Messrs Whitney
- Industry: mechanical and electrical engineering
- Founded: 1875
- Defunct: c. 1941
- Headquarters: London, England
- Key people: Edward Whitney Snr., Edward Whitney Jnr., Charles Whitney
- Products: small engines, dynamos, pumps, boilers

= Whitney (City Road, London) =

Whitney was initially a shop established in 1875 in City Road, London, for the buying and selling of scientific apparatus, also using the name The Scientific Exchange. It later developed to include the sale of small engineering items including model steam engines, boilers, gas engines, steam pumps, electrically driven water fountain pumps, and water powered turbines (the Whitney Water Motor), most of which were marked Whitney, City Road, London. The electrical side of the business was considerable and included installing telephone systems and electric lighting, as well as selling generators and batteries.

==Early history==

The Whitney Water Motor c1906

The early history of the business was captured in the Model Engineer magazine in 1919. Edward Whitney created the business trading in scientific equipment as a sideline to his existing business, and so placed it under his son Edward Elgar Whitney in 1875. When Edward Whitney Snr died in 1888 the business was consolidated under the control of his sons Edward Elgar Whitney and Charles Crapnell Whitney at 129 City Road, later expanding to include 131 City Road (and c.1905 to 1911 also at 117 City Road). A substantial part of the business became model and small scale engineering particularly related to small-scale generation of electricity for charging batteries and lighting, and ways of driving other light loads including gas, oil and steam engines.

One product that was to have a particularly long run was the Whitney Water Motor, a small (8.5 inch) enclosed Pelton water wheel. Connected to a water supply this could be used to drive light loads via a pulley and belt. Water motors had uses such as laboratory stirrers, charging batteries, and driving sewing machines. It was reported in 1905 that the Whitney Water Motor was rated at 1/4h.p. with 60psi water pressure, which they felt was conservative. It was still advertised in 1931, available as a complete unit, or as a set of castings.

There was a substantial electrical side to their business including generators and batteries, but also extending to installing telephone systems, and lighting, for businesses. In the 1890s they had a very visible advert in City Road as they had erected an arc lamp enclosed in a large elaborate globe. This was driven by current from their own Atkinson twin-cylinder gas engine driving an electric generator, and was at the time the only electric light in the neighbourhood.

==First World War==
During the war, the engineering side of Whitney was involved in the production of gunmetal bevel wheels for aircraft, and pressure safety valves that were modified for use on aircraft fuel tanks. The electrical side of the business was involved in the production of field telephone sets, and accumulators (electrochemical cell batteries) for war purposes.

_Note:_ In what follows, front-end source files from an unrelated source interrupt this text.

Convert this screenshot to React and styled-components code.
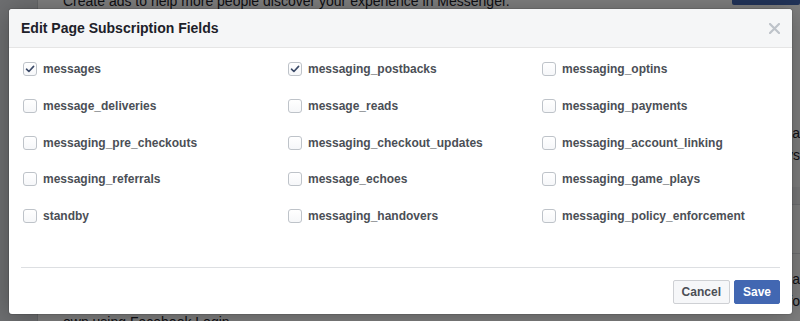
import React from 'react';
import styled, { createGlobalStyle } from 'styled-components';

const GlobalStyle = createGlobalStyle`
  html, body {
    margin: 0;
    padding: 0;
    width: 800px;
    height: 321px;
    overflow: hidden;
    font-family: "Liberation Sans", Arial, Helvetica, sans-serif;
  }
`;

const fields = [
  ['messages', true],
  ['messaging_postbacks', true],
  ['messaging_optins', false],
  ['message_deliveries', false],
  ['message_reads', false],
  ['messaging_payments', false],
  ['messaging_pre_checkouts', false],
  ['messaging_checkout_updates', false],
  ['messaging_account_linking', false],
  ['messaging_referrals', false],
  ['message_echoes', false],
  ['messaging_game_plays', false],
  ['standby', false],
  ['messaging_handovers', false],
  ['messaging_policy_enforcement', false],
];

/* page behind the dialog */
const Page = styled.div`
  position: relative;
  display: flex;
  width: 800px;
  height: 321px;
  background: #fff;
  overflow: hidden;
`;

const Sidebar = styled.div`
  width: 37px;
  flex: none;
  background: #dcdee3;
  border-right: 1px solid #c9ccd1;
`;

const Main = styled.div`
  flex: 1;
  display: flex;
  flex-direction: column;
  background: #fff;
`;

const TopRow = styled.div`
  display: flex;
  justify-content: space-between;
  align-items: flex-start;
  padding-left: 25px;
  margin-top: -8px;
`;

const PageText = styled.div`
  font-size: 14px;
  line-height: 18px;
  color: #1d2129;
  white-space: nowrap;
`;

const PageButton = styled.div`
  width: 68px;
  height: 13px;
  background: #4267b2;
  border-radius: 2px;
`;

const Section = styled.div`
  display: flex;
  flex-direction: column;
  align-items: flex-end;
  height: ${p => p.$h}px;
  background: ${p => (p.$band ? '#f2f3f5' : '#fff')};
  border-bottom: ${p => (p.$line ? '1px solid #dddfe2' : 'none')};
  padding-top: ${p => p.$pt || 0}px;
  box-sizing: border-box;
`;

const SideText = styled.div`
  font-size: 14px;
  line-height: 22px;
  color: #1d2129;
  white-space: nowrap;
  padding-right: ${p => p.$pr || 0}px;
`;

const BottomText = styled(PageText)`
  padding-left: 25px;
  margin-top: auto;
  margin-bottom: -10px;
`;

/* dialog */
const Overlay = styled.div`
  position: absolute;
  inset: 0;
  background: rgba(0, 0, 0, 0.5);
  padding: 9px 0 0 9px;
  box-sizing: border-box;
`;

const Dialog = styled.div`
  width: 783px;
  height: 305px;
  background: #fff;
  border-radius: 3px;
  box-shadow: 0 2px 26px rgba(0, 0, 0, 0.3), 0 0 0 1px rgba(0, 0, 0, 0.1);
  display: flex;
  flex-direction: column;
  overflow: hidden;
`;

const Header = styled.div`
  display: flex;
  align-items: center;
  justify-content: space-between;
  height: 38px;
  padding: 0 12px;
  background: #f5f6f7;
  border-bottom: 1px solid #e5e5e5;
  border-radius: 3px 3px 0 0;
`;

const Title = styled.h3`
  margin: 0;
  font-size: 14px;
  font-weight: bold;
  color: #1d2129;
  line-height: 19px;
  padding-top: 1px;
`;

const Close = styled.button`
  border: 0;
  background: none;
  padding: 0;
  width: 12px;
  height: 12px;
  display: flex;
  align-items: center;
  justify-content: center;
  margin-right: 0;
  cursor: pointer;
`;

const Body = styled.div`
  flex: 1;
  padding: 11px 12px 0 14px;
`;

const Grid = styled.div`
  display: grid;
  grid-template-columns: 265px 254px 1fr;
  grid-auto-rows: 20px;
  row-gap: 16.75px;
`;

const Field = styled.label`
  display: flex;
  align-items: center;
  gap: 6px;
  font-size: 12px;
  font-weight: bold;
  color: #4b4f56;
  cursor: pointer;
`;

const Box = styled.span`
  width: 12px;
  height: 12px;
  flex: none;
  border: 1px solid #bec3c9;
  border-radius: 3px;
  background: linear-gradient(#fff, #f6f7f9);
  display: flex;
  align-items: center;
  justify-content: center;
`;

const Footer = styled.div`
  margin: 0 12px;
  border-top: 1px solid #dddfe2;
  padding: 12px 0 10px;
  display: flex;
  justify-content: flex-end;
  gap: 4px;
`;

const Button = styled.button`
  height: 24px;
  padding: 0 8px;
  border-radius: 2px;
  font-family: inherit;
  font-size: 12px;
  font-weight: bold;
  line-height: 22px;
  border: 1px solid ${p => (p.$primary ? '#4267b2' : '#ced0d4')};
  background: ${p => (p.$primary ? '#4267b2' : '#f6f7f9')};
  color: ${p => (p.$primary ? '#fff' : '#4b4f56')};
  cursor: pointer;
`;

const Check = () => (
  <svg width="10" height="10" viewBox="0 0 10 10">
    <path d="M1.5 5.2 L3.9 7.5 L8.6 2.4" fill="none" stroke="#3b4a68" strokeWidth="1.6" strokeLinecap="round" strokeLinejoin="round" />
  </svg>
);

const CloseIcon = () => (
  <svg width="11" height="11" viewBox="0 0 11 11">
    <path d="M1 1 L10 10 M10 1 L1 10" stroke="#bec3c9" strokeWidth="2.2" strokeLinecap="round" />
  </svg>
);

export default function App() {
  return (
    <>
      <GlobalStyle />
      <Page>
        <Sidebar />
        <Main>
          <TopRow>
            <PageText>Create ads to help more people discover your experience in Messenger.</PageText>
            <PageButton />
          </TopRow>
          <Section $h={178} $pt={112}>
            <SideText $pr={0}>a</SideText>
            <SideText $pr={0}>ys</SideText>
          </Section>
          <Section $h={18} $band $line />
          <Section $h={50} $line />
          <Section $h={60} $pt={14}>
            <SideText $pr={0}>a</SideText>
            <SideText $pr={0}>fo</SideText>
          </Section>
          <BottomText>own using Facebook Login.</BottomText>
        </Main>
        <Overlay>
          <Dialog>
            <Header>
              <Title>Edit Page Subscription Fields</Title>
              <Close aria-label="Close"><CloseIcon /></Close>
            </Header>
            <Body>
              <Grid>
                {fields.map(([name, checked]) => (
                  <Field key={name}>
                    <Box>{checked && <Check />}</Box>
                    {name}
                  </Field>
                ))}
              </Grid>
            </Body>
            <Footer>
              <Button>Cancel</Button>
              <Button $primary>Save</Button>
            </Footer>
          </Dialog>
        </Overlay>
      </Page>
    </>
  );
}
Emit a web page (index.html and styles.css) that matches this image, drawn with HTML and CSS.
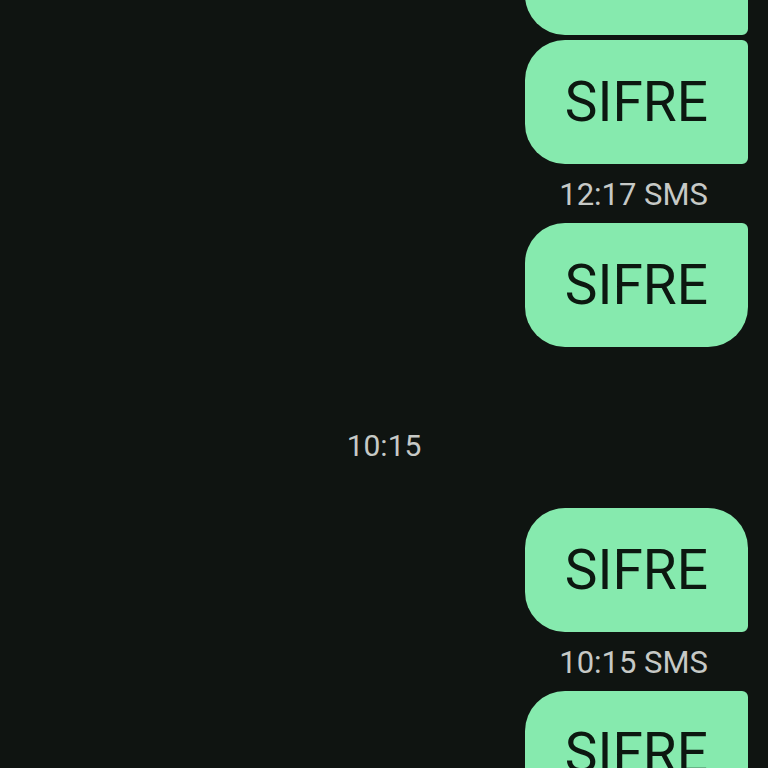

At some time during or immediately after the war, the company acquired stock and casting patterns from several companies, including the model steam fittings of Betrand Garside, the model locomotive 'specialities' of Southwark Engineering Co, and the productions of the Gas Engine Repair Co.

==Inter-war Years==
While Whitney bought and sold a wide range of different model engines, they increasingly developed their own line of model steam engines, particularly for model marine use, and also small steam powered water pumps, and steam boilers. These fairly distinctive models are invariably maroon in colour and comprise a large amount of brass or bronze castings in preference to cast iron. They all bore a small oval badge stating Whitney City Road London, and it seems likely they were sold as complete items rather than as sets of castings. There were at least two steam engines designed to drive two contra-rotating propeller shafts, using two crankshafts geared together. One used two vertical slide valve cylinders arranged as a twin cylinder compound engine, and another was a twin cylinder single acting unit with a layout similar to the Stuart Turner No.2 MTB engine, though all in brass/bronze.

The business continued to buy and sell scientific equipment through the 1920s, especially electrical equipment such as Wimshurst machines (devices for creating a high voltage). It appears the model steam engines ceased in the early 1930s as adverts in the Model Engineer from about 1933 are for their electrically driven water pump for garden fountains.

The business lasted until the war, and there are references to centrifugal water pumps for air raid shelters by a C.C.Whitney & Co Ltd of London during the war years. The business was reported to have been "bombed out" during the war.